Maurice Rocher : Dans ma vie, la femme a été une obsession. La femme est à la fois muse et figure sacrée, mais aussi incarnation de mes désirs assouvis ou refoulés, comme je l’ai écrit dans mon journal de bord: « la chair refusée, la chair triomphante et l’Ange noir qui attend son heure, comme les vautours très haut dans le ciel ». Avant 1965, mes représentations féminines évoquent souvent une spiritualité mystique, proche de l’idéal marial. « Dans les moments où j’avais tous les éléments pour être  heureux, la Femme mythique s’est toujours interposée. C’était la femme de chair que je rencontrais en allant dans la rue. Elle s’interposait comme un écran ». Après 1965, la femme devient plus terrienne, ironique, parfois ogresse aux seins lourds, « cette mangeuse d’hommes tant de fois peinte qu’il fallait donc que je l’expérimente moi-même un jour ». 

 

Galeriste : Que souhaitez vous léguer à la postérité ?

Maurice Rocher  : Je ne souhaite rien léguer. Mes œuvres parlent pour elles-mêmes. Je peins pour exorciser mes démons, pas pour plaire ou être compris. Mais si mes vitraux, mes toiles, mes églises-femmes, mes visages matière, peuvent encore toucher sincèrement quelqu’un, alors peut-être que cela vaut la peine.

 

Galeriste : On vous dit inclassable mais on vous définit cependant comme peintre expressionniste. Pouvez-vous nous dire quelques mots sur l’expressionnisme ? 

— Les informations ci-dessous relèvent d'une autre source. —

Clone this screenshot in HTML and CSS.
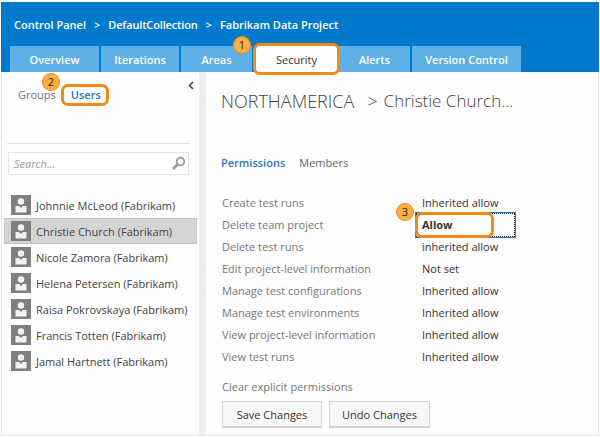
FILE: index.html
```html
<!DOCTYPE html>
<html>
<head>
<meta charset="utf-8">
<title>Control Panel</title>
<link rel="stylesheet" href="styles.css">
</head>
<body>
<div class="frame">
  <div class="header">
    <div class="crumbs"><span>Control Panel</span><span class="sep">&gt;</span><span class="crumb-mid">DefaultCollection</span><span class="sep">&gt;</span><span>Fabrikam Data Project</span></div>
    <div class="tabs">
      <div class="tab tab-overview">Overview</div>
      <div class="tab tab-iterations">Iterations</div>
      <div class="tab tab-areas">Areas</div>
      <div class="tab tab-security">Security<span class="callout callout-1">1</span></div>
      <div class="tab tab-alerts">Alerts</div>
      <div class="tab tab-version">Version Control</div>
    </div>
  </div>
  <div class="main">
    <div class="sidebar">
      <div class="pivot">
        <span class="groups">Groups</span>
        <span class="users">Users<span class="callout callout-2">2</span></span>
        <svg class="collapse" width="6" height="9" viewBox="0 0 6 9"><path d="M5 1 L1.5 4.5 L5 8" fill="none" stroke="#444" stroke-width="1.6"/></svg>
      </div>
      <div class="rule"></div>
      <div class="search">
        <span class="search-text">Search...</span>
        <svg width="15" height="15" viewBox="0 0 15 15"><circle cx="9.5" cy="5.5" r="3.8" fill="none" stroke="#999" stroke-width="1.8"/><path d="M6.6 8.4 L2 13" stroke="#999" stroke-width="2.8"/></svg>
      </div>
      <div class="people">
        <div class="person"><svg class="avatar" viewBox="0 0 20 20"><use href="#user"/></svg>Johnnie McLeod (Fabrikam)</div>
        <div class="person selected"><svg class="avatar" viewBox="0 0 20 20"><use href="#user"/></svg>Christie Church (Fabrikam)</div>
        <div class="person"><svg class="avatar" viewBox="0 0 20 20"><use href="#user"/></svg>Nicole Zamora (Fabrikam)</div>
        <div class="person"><svg class="avatar" viewBox="0 0 20 20"><use href="#user"/></svg>Helena Petersen (Fabrikam)</div>
        <div class="person"><svg class="avatar" viewBox="0 0 20 20"><use href="#user"/></svg>Raisa Pokrovskaya (Fabrikam)</div>
        <div class="person"><svg class="avatar" viewBox="0 0 20 20"><use href="#user"/></svg>Francis Totten (Fabrikam)</div>
        <div class="person"><svg class="avatar" viewBox="0 0 20 20"><use href="#user"/></svg>Jamal Hartnett (Fabrikam)</div>
      </div>
    </div>
    <div class="splitter"></div>
    <div class="content">
      <div class="title"><span>NORTHAMERICA</span><span class="title-sep">&gt;</span><span class="title-name">Christie Church...</span></div>
      <div class="subtabs"><span class="active">Permissions</span><span>Members</span></div>
      <div class="perms">
        <div class="perm"><span class="perm-name">Create test runs</span><span>Inherited allow</span></div>
        <div class="perm"><span class="perm-name">Delete team project</span><span class="allow-box"><span class="callout callout-3">3</span><span class="allow-mark">Allow</span></span></div>
        <div class="perm"><span class="perm-name">Delete test runs</span><span>inherited allow</span></div>
        <div class="perm"><span class="perm-name">Edit project-level information</span><span>Not set</span></div>
        <div class="perm"><span class="perm-name">Manage test configurations</span><span>Inherited allow</span></div>
        <div class="perm"><span class="perm-name">Manage test environments</span><span>Inherited allow</span></div>
        <div class="perm"><span class="perm-name">View project-level information</span><span>Inherited allow</span></div>
        <div class="perm"><span class="perm-name">View test runs</span><span>Inherited allow</span></div>
      </div>
      <div class="clear">Clear explicit permissions</div>
      <div class="buttons"><button class="btn btn-save">Save Changes</button><button class="btn btn-undo">Undo Changes</button></div>
    </div>
  </div>
</div>
<svg width="0" height="0" class="defs"><defs>
  <g id="user"><rect width="20" height="20" fill="#7f7f7f"/><circle cx="10" cy="6.5" r="3.2" fill="#f2f2f2"/><path d="M4.5 11 H8 L10 13 L12 11 H15.5 V17.5 H4.5 Z" fill="#f2f2f2"/></g>
</defs></svg>
</body>
</html>
```
FILE: styles.css
```css
html, body {
  margin: 0;
  padding: 0;
  background: #fff;
}

body {
  width: 600px;
  height: 437px;
  overflow: hidden;
  font-family: "Open Sans", "Noto Sans", sans-serif;
  font-size: 11px;
  color: #333;
}

.defs {
  position: absolute;
}

.frame {
  box-sizing: border-box;
  width: 600px;
  height: 434px;
  margin-top: 2px;
  padding: 0 1px;
  border-bottom: 1px solid #e4e4e4;
  display: flex;
  flex-direction: column;
}

/* header */
.header {
  background: #007acc;
  height: 70px;
  box-sizing: border-box;
  padding-left: 9px;
}

.crumbs {
  color: #fff;
  font-weight: 600;
  height: 44px;
  line-height: 46px;
  padding-left: 4px;
  display: flex;
}

.crumbs .sep {
  margin: 0 8px;
}

.crumb-mid {
  letter-spacing: -0.15px;
}

.tabs {
  display: flex;
  gap: 2px;
  height: 26px;
}

.tab {
  background: #5eb0e6;
  color: #fff;
  font-weight: 600;
  line-height: 28px;
  text-align: center;
  position: relative;
}

.tab-overview { width: 89px; }
.tab-iterations { width: 78px; }
.tab-areas { width: 71px; }
.tab-alerts { width: 71px; }
.tab-version { width: 109px; }

.tab-security {
  width: 87px;
  height: 32px;
  box-sizing: border-box;
  margin: -3px -3px 0 -1px;
  background: #fff;
  color: #333;
  font-weight: 400;
  border: 3px solid #f28a14;
  border-radius: 7px;
  line-height: 28px;
  z-index: 1;
}

.callout {
  position: absolute;
  box-sizing: border-box;
  width: 18px;
  height: 18px;
  border-radius: 50%;
  background: #fbb040;
  border: 1px solid #f28a14;
  color: #222;
  font-weight: 400;
  font-size: 11px;
  line-height: 16px;
  text-align: center;
}

.callout-1 { left: -23px; top: -10px; }
.callout-2 { left: -22px; top: -14px; }
.callout-3 { left: -21px; top: -11px; z-index: 2; }

/* sidebar */
.main {
  flex: 1;
  display: flex;
  background: #fdfdfd;
  border-left: 1px solid #e8e8e8;
  border-right: 1px solid #e8e8e8;
}

.sidebar {
  width: 197px;
  box-sizing: border-box;
}

.pivot {
  position: relative;
  height: 71px;
  padding: 12px 0 0 16px;
  box-sizing: border-box;
  display: flex;
  align-items: flex-start;
}

.groups {
  color: #777;
  margin-right: 5px;
  line-height: 22px;
}

.users {
  position: relative;
  box-sizing: border-box;
  height: 22px;
  padding: 0 5px 0 7px;
  border: 3px solid #f28a14;
  border-radius: 7px;
  color: #2a7ab9;
  font-weight: 600;
  line-height: 16px;
}

.collapse {
  position: absolute;
  right: 5px;
  top: 9px;
}

.rule {
  height: 1px;
  margin: 0 9px 0 5px;
  background: #e4e4e4;
}

.search {
  box-sizing: border-box;
  height: 23px;
  margin: 8px 10px 0 6px;
  border: 1px solid #e4e4e4;
  background: #fff;
  display: flex;
  align-items: center;
  justify-content: space-between;
  padding: 0 2px 0 5px;
}

.search-text {
  font-style: italic;
  color: #999;
}

.people {
  margin-top: 17px;
}

.person {
  height: 26px;
  display: flex;
  align-items: center;
  gap: 5px;
  color: #444;
  box-sizing: border-box;
  border: 1px solid transparent;
  border-width: 1px 0;
  margin: 0 2px;
  padding-left: 7px;
}

.person.selected {
  background: #d4d4d4;
  border: 1px solid #c4c4c4;
  padding-left: 6px;
}

.avatar {
  width: 20px;
  height: 20px;
  flex: none;
}

.splitter {
  width: 7px;
  background: #eee;
}

/* right side */
.content {
  flex: 1;
  padding: 0 0 0 15px;
}

.title {
  margin-top: 16px;
  height: 30px;
  font-size: 18px;
  font-weight: 300;
  line-height: 26px;
  color: #444;
  display: flex;
}

.title-sep {
  margin: 0 6px 0 13px;
}

.title-name {
  font-size: 17px;
}

.subtabs {
  margin-top: 37px;
  height: 26px;
  display: flex;
  gap: 14px;
  color: #666;
  line-height: 16px;
}

.subtabs .active {
  color: #2a7ab9;
  font-weight: 600;
}

.perms {
  margin-top: 11px;
}

.perm {
  height: 22px;
  line-height: 22px;
  display: flex;
}

.perm-name {
  width: 200px;
  margin-left: 1px;
  color: #777;
}

.allow-box {
  position: relative;
  box-sizing: border-box;
  width: 99px;
  height: 24px;
  margin: -1px 0 -1px -6px;
  border: 1px dotted #111;
  outline: 1px solid #2a7ab9;
}

.allow-mark {
  position: absolute;
  left: -2px;
  top: -2px;
  box-sizing: border-box;
  width: 79px;
  height: 26px;
  padding-left: 4px;
  background: #fff;
  border: 3px solid #f28a14;
  border-radius: 7px;
  font-weight: 700;
  line-height: 20px;
  color: #333;
}

.clear {
  margin: 11px 0 0 1px;
  color: #777;
  line-height: 16px;
}

.buttons {
  margin: 6px 0 0 1px;
  display: flex;
  gap: 7px;
}

.btn {
  height: 27px;
  padding: 0;
  font: inherit;
  color: #333;
  background: #f8f8f8;
  border: 1px solid #d4d4d4;
  border-width: 1px 1px 2px;
}

.btn-save { width: 100px; }
.btn-undo { width: 101px; }
```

Maurice Rocher : un critique d’art en 1983 m’avait demandé de lui écrire quelques mots sur l’expressionisme. Voici ce que je lui avait écrit : « L'expressionnisme est un "état", une façon d'être, de sentir, de vivre. Il est une exaspération, un déséquilibre, une anomalie, un don empoisonné, mais celui-là qui l'a reçu sait voir et dire ce qui est caché aux autres, même s'il en meurt parfois. Il sait le bouillonnement du sang. Comme un médium, il ressent l'angoisse tellurique, existentielle, cette soif d'absolu que tout homme porte et ignore. L'expressionnisme peut être panthéiste, solaire, il est aussi enfer, il est toujours passion, les mots bonheur et joie ne font pas partie de son jeu, il est plus que le baroque, maléfique parfois, sacré toujours. 

On naît expressionniste, on ne le devient pas. La défiguration n'est pas l'expressionnisme. C'est, au-delà, cette pulsion de la vie à travers la chair, le sang, le feu, la démesure, la folie, parfois la mort.  Les hommes le supportent mal, de quelque pays qu'ils soient, les Français moins que tout autres. Intemporel par excellence, rarement reconnu, mais inséparable de l'homme, de son cheminement tragique et de son destin. 

On tue les expressionnistes comme on tue les prophètes. »

 

Galeriste : quelle phrase de conclusion ! Que souhaiteriez vous dire à ceux qui vont découvrir votre travail lors de cette exposition ? 

Maurice Rocher : l’art est une quête, jamais une réponse. Que ceux qui me regardent cherchent eux-mêmes ce qu’ils doivent trouver.